Step 7: Remediate Compliance Missteps

  • If indicators signifying the presence of forced labor in the supply chain are identified, or violations of the UFLPA identified, you should cease importing impacted goods prior to remediation. If you intend to continue sourcing inputs from the supplier, you must develop a corrective action plan that specifically addresses all indicators of forced labor or eliminates the UFLPA concerns.
  • You should consider using, on a risk-adjusted basis, independent third-party verification regarding the effectiveness of an importer's due diligence system. Third-party verification also can be helpful in periodically assessing the effectiveness of system components for ensuring that the supply chain is free of forced labor.
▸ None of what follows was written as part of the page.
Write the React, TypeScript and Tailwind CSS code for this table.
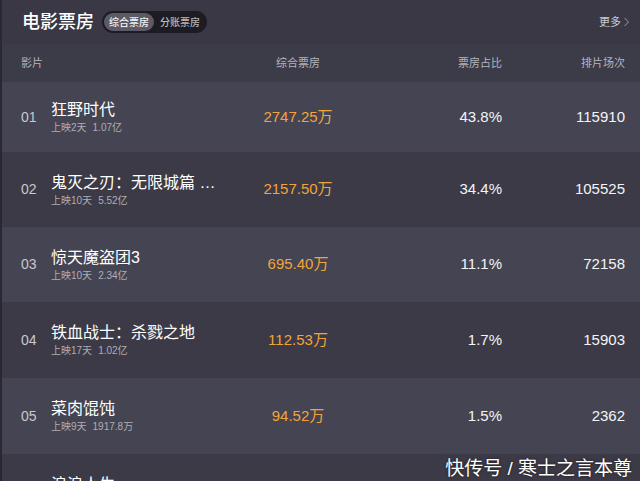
const rows = [
  { no: "01", name: "狂野时代", days: "上映2天", total: "1.07亿", box: "2747.25万", rate: "43.8%", shows: "115910", h: "h-[70px]" },
  { no: "02", name: "鬼灭之刃：无限城篇 …", days: "上映10天", total: "5.52亿", box: "2157.50万", rate: "34.4%", shows: "105525", h: "h-[75px]" },
  { no: "03", name: "惊天魔盗团3", days: "上映10天", total: "2.34亿", box: "695.40万", rate: "11.1%", shows: "72158", h: "h-[75px]" },
  { no: "04", name: "铁血战士：杀戮之地", days: "上映17天", total: "1.02亿", box: "112.53万", rate: "1.7%", shows: "15903", h: "h-[76px]" },
  { no: "05", name: "菜肉馄饨", days: "上映9天", total: "1917.8万", box: "94.52万", rate: "1.5%", shows: "2362", h: "h-[76px]" },
  { no: "06", name: "浪浪人生", days: "上映12天", total: "3.05亿", box: "60.12万", rate: "1.0%", shows: "1880", h: "h-[76px]" },
];

const font = { fontFamily: '"Liberation Sans", "Noto Sans CJK SC", sans-serif' };

export default function App() {
  return (
    <main
      style={font}
      className="relative h-[481px] w-[640px] overflow-hidden border-l-2 border-[#2a2932] bg-[#3a3945] text-white"
    >
      <div className="flex h-[44px] items-center justify-between bg-[#393844] pl-[20px] pr-[10px]">
        <div className="flex items-center">
          <h1 className="text-[18px] font-medium leading-none">电影票房</h1>
          <div className="ml-[8px] flex h-[22px] items-center rounded-full bg-[#1d1c23] px-[2px] text-[10px] font-medium">
            <span className="flex h-[18px] items-center rounded-full bg-[#5b5a65] px-[5px] text-[#f2f2f2]">
              综合票房
            </span>
            <span className="pl-[6px] pr-[5px] text-[#b5b5bc]">分账票房</span>
          </div>
        </div>
        <a className="flex items-center text-[11px] text-[#c9c9cf]">
          更多
          <svg width="7" height="10" viewBox="0 0 7 10" className="ml-[2px]">
            <path d="M1.5 1 L5.5 5 L1.5 9" fill="none" stroke="#9b9ba3" strokeWidth="1" />
          </svg>
        </a>
      </div>

      <div className="grid h-[38px] grid-cols-[236px_120px_144px_1fr] items-center bg-[#3c3b48] pr-[15px] text-[11px] text-[#b4b4bc]">
        <span className="pl-[19px]">影片</span>
        <span className="text-center">综合票房</span>
        <span className="text-right">票房占比</span>
        <span className="text-right">排片场次</span>
      </div>

      {rows.map((r, i) => (
        <div
          key={r.no}
          className={`grid ${r.h} grid-cols-[236px_120px_144px_1fr] items-center pr-[15px] ${
            i % 2 === 0 ? "bg-[#454452]" : "bg-[#3b3a46]"
          }`}
        >
          <div className="flex items-center pl-[19px]">
            <span className="w-[30px] text-[14px] text-[#c8c8ce]">{r.no}</span>
            <div className="flex flex-col">
              <span className="whitespace-nowrap text-[16px] leading-[20px] text-white">{r.name}</span>
              <span className="mt-[2px] text-[10px] leading-[12px] text-[#aeaeb6]">
                {r.days}
                <span className="ml-[6px]">{r.total}</span>
              </span>
            </div>
          </div>
          <span className="text-center text-[15px] text-[#f2a43a]">{r.box}</span>
          <span className="text-right text-[15px] text-[#f4f4f6]">{r.rate}</span>
          <span className="text-right text-[15px] text-[#f4f4f6]">{r.shows}</span>
        </div>
      ))}

      <div className="absolute bottom-[3px] right-[8px] text-[19px] leading-none text-white [text-shadow:0_0_3px_rgba(0,0,0,0.6)]">
        快传号 / 寒士之言本尊
      </div>
    </main>
  );
}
Step 8: Be Prepared Before Importation

  • You should inform relevant import stakeholders about the importance of due diligence and investigation into potential risky suppliers.
  • You should monitor online news sources for possible risks, news, or complaints involving the products or suppliers flagged as high risk.
  • You should be ready for a possible CBP detention, including by having all documents for the entire supply chain ready and informing your suppliers of the potential need to quickly respond to CBP inquiries.
  • When handling a high-risk import, consider contacting the relevant CBP Center of Excellence and Expertise before the goods arrive at the U.S. port of entry. It is possible to submit a complete documentation package before arrival — and perhaps as early as when the shipment leaves the foreign port — as a means of facilitating CBP's review.

The content of this article is intended to provide a general guide to the subject matter. Specialist advice should be sought about your specific circumstances.